11/13/2014

Death Sentence Upheld


Bangladesh's Supreme Court has upheld the death sentence given to a leader in the country's largest Islamist party for atrocities committed during the country's war of independence.

Mohammad Kamaruzzaman (above) of the Jamaat-e-Islami was found guilty of genocide and torture by a special war crimes tribunal in May last year.

The same tribunal sentenced party chief Motiur Rahman Nizami to die last week.

Another leader, Mir Quasem Ali, was also given the death penalty on Sunday.

Kamaruzzaman, 62, was found guilty of crimes which include a mass killing of at least 120 unarmed male farmers in the northern border town of Sohagpur.

He is due to be hanged.

Many people might be surprised to learn that hanging, when carried out with modern techniques, can be one of the quickest and most painless ways to be executed.

The modern method of judicial hanging is called the long drop. This is the method that Iraqi officials used to execute Saddam Hussein. 

In the long drop, those planning the execution calculate the drop distance required to break the subject's neck based on his or her weight, height and build.

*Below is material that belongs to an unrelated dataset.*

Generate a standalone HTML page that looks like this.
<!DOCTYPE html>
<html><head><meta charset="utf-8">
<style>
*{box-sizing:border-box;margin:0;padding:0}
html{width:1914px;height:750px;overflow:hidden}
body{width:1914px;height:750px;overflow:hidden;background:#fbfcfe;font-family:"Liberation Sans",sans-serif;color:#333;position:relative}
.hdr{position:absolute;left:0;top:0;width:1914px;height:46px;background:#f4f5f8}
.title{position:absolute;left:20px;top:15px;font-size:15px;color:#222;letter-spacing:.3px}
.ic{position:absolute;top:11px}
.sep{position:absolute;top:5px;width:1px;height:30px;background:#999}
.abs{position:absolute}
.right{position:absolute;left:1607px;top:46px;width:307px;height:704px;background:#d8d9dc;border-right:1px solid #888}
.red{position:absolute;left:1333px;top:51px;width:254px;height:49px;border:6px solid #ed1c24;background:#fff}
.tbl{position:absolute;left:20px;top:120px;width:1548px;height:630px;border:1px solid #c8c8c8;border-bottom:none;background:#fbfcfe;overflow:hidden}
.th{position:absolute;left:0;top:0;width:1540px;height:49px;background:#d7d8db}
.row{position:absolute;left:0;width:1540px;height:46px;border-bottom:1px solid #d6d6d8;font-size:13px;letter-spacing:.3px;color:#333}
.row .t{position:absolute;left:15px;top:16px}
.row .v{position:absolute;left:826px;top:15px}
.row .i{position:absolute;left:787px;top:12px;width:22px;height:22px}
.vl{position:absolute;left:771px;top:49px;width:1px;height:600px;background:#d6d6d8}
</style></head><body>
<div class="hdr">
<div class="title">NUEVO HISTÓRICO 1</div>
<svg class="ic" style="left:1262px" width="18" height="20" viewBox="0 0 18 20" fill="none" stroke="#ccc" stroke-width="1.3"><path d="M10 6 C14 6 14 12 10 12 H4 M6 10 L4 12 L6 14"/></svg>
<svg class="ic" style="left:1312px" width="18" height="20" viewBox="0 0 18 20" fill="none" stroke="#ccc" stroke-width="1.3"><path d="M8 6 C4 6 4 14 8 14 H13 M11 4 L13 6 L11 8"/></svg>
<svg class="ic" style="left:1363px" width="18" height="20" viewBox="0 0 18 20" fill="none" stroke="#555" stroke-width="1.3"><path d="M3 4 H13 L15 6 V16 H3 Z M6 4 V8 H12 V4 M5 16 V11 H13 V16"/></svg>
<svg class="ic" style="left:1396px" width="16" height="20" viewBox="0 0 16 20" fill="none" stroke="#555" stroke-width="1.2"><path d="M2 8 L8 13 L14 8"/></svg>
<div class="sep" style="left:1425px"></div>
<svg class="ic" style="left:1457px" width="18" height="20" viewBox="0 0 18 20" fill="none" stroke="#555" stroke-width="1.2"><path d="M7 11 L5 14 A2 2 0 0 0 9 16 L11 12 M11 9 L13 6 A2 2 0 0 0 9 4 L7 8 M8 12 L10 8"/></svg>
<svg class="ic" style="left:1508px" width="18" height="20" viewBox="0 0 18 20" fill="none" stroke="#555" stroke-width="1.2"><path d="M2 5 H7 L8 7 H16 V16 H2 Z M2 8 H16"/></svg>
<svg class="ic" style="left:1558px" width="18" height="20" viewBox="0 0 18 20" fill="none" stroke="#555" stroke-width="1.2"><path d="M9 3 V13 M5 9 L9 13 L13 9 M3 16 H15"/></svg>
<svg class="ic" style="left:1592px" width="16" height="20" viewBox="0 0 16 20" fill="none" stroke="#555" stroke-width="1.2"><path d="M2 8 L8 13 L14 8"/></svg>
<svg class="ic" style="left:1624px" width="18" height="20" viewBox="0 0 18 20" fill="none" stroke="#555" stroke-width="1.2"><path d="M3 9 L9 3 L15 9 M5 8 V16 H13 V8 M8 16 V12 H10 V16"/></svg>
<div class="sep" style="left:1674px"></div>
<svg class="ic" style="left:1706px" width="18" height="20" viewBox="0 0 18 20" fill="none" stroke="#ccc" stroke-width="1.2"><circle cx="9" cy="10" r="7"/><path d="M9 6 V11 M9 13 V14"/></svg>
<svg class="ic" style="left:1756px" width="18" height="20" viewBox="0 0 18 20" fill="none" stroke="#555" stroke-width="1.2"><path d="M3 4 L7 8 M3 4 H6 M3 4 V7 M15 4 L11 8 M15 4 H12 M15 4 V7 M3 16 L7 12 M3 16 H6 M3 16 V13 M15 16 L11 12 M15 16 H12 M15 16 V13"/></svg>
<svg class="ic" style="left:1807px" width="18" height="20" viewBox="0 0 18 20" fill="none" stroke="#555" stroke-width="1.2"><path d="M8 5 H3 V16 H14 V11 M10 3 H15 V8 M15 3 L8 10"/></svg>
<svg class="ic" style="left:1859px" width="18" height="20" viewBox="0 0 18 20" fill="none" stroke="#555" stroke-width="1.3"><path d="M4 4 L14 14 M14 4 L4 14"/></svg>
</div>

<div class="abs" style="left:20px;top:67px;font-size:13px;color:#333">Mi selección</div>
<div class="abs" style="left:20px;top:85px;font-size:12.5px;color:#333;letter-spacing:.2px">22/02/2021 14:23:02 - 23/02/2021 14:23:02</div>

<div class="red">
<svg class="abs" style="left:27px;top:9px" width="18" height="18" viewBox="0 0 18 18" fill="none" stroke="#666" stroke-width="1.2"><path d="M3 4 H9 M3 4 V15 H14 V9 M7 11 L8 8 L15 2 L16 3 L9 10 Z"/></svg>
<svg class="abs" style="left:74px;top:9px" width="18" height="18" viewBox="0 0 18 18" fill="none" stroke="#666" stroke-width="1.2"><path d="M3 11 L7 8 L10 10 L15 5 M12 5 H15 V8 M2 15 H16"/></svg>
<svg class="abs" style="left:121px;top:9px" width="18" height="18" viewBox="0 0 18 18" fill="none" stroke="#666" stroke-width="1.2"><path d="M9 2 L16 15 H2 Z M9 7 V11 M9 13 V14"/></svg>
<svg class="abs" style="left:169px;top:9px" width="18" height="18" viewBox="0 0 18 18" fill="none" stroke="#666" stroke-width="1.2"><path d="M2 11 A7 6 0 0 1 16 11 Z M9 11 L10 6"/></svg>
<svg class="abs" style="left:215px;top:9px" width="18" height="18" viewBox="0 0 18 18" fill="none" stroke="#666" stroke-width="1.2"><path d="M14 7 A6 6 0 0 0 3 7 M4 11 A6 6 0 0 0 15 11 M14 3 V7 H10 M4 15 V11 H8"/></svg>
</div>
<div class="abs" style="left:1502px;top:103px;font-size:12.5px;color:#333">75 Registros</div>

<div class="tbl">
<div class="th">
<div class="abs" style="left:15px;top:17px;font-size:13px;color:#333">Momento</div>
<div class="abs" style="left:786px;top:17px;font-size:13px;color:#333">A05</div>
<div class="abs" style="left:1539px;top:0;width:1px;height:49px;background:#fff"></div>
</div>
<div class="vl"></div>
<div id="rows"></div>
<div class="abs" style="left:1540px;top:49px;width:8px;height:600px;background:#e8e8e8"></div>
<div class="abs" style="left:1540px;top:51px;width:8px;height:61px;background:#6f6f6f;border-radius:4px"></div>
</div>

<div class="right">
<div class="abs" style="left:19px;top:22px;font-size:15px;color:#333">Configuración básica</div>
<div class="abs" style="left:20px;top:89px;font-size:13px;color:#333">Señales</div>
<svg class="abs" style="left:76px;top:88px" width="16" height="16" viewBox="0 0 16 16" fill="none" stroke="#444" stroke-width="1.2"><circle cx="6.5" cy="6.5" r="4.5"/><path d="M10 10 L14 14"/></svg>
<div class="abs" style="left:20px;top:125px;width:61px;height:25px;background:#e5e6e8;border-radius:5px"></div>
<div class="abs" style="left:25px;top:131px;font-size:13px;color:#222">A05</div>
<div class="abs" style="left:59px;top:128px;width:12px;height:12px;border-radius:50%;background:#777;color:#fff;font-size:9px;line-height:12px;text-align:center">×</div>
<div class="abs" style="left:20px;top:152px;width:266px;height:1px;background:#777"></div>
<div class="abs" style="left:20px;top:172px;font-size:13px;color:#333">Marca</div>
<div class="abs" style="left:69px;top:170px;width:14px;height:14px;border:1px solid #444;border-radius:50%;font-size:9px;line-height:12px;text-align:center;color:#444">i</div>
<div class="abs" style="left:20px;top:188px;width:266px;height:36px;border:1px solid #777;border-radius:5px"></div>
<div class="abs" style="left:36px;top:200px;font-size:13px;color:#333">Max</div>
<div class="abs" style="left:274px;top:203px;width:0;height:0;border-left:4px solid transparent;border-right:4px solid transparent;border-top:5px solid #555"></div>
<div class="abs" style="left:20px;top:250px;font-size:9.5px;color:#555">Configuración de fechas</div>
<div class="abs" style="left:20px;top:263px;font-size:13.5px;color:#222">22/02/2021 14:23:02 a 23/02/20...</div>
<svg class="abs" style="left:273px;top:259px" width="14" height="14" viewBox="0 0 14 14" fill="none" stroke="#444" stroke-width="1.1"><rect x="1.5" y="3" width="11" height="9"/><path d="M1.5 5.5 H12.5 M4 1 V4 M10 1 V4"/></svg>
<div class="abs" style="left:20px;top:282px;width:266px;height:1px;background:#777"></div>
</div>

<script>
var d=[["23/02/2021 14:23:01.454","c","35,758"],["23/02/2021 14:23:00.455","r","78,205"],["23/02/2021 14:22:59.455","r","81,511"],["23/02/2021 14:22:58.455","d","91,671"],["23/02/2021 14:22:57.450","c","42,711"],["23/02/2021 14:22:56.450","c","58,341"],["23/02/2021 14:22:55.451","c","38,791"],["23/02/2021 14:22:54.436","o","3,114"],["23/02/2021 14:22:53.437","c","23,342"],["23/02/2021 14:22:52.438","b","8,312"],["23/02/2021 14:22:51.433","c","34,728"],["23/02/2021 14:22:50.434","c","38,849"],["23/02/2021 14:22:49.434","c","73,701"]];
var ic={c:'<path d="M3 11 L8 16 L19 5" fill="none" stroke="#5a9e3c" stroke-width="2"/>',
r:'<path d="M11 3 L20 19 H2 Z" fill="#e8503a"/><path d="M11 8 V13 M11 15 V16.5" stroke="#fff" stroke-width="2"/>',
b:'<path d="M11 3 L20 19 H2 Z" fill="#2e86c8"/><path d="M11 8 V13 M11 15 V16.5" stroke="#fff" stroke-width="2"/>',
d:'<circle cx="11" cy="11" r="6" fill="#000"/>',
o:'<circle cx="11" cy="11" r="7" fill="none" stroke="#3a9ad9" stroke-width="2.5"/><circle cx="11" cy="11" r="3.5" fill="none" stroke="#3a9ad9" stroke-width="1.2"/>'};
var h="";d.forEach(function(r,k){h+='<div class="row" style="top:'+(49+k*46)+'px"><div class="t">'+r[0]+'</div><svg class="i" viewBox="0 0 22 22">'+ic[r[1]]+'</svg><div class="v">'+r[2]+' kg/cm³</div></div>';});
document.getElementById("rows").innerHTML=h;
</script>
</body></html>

They typically aim to get the body moving quickly enough after the trap door opens to produce between 1,000 and 1,250 foot-pounds of torque on the neck when the noose jerks tight. This distance can be anywhere from 5 to 9 feet (1.5 to 2.7 meters).

With the knot of the noose placed at the left side of the subject's neck, under the jaw, the jolt to the neck at the end of the drop is enough to break or dislocate a neck bone called the axis, which in turn should sever the spinal cord.

In some cases, the hangman jerks up on the rope at the precise moment when the drop is ending in order to facilitate the breakage.

The convictions of Jamaat-e-Islami leaders have outraged supporters, who have been on a three-day strike, due to end on Monday, in protest at Nizami's sentencing last Week.

There are different estimates for the number of people killed in the nine-month Bangladeshi war of secession from Pakistan in 1971.

Government figures suggest as many as three million people died, while some say that figure is too high and unverifiable.

Prime Minister Sheikh Hasina set up the war crimes tribunal in 2010 to look into abuses during the independence war.

The first person the tribunal executed was Jamaat-e-Islami senior leader Abdul Kader Mullah last December.

But earlier this year the Supreme Court overturned the death sentence passed against another senior JI leader, Delwar Hossain Sayeedi, commuting it to life imprisonment.

Critics of the controversial court say the government is using the tribunal to target political opponents. 

But the Awami League, which leads the current government, says it is necessary to help the country come to terms with its past.


Violent clashes across Bangladesh over the tribunal's verdicts in 2013 left about 100 people dead, BBC Bengali's Akbar Hossein reports.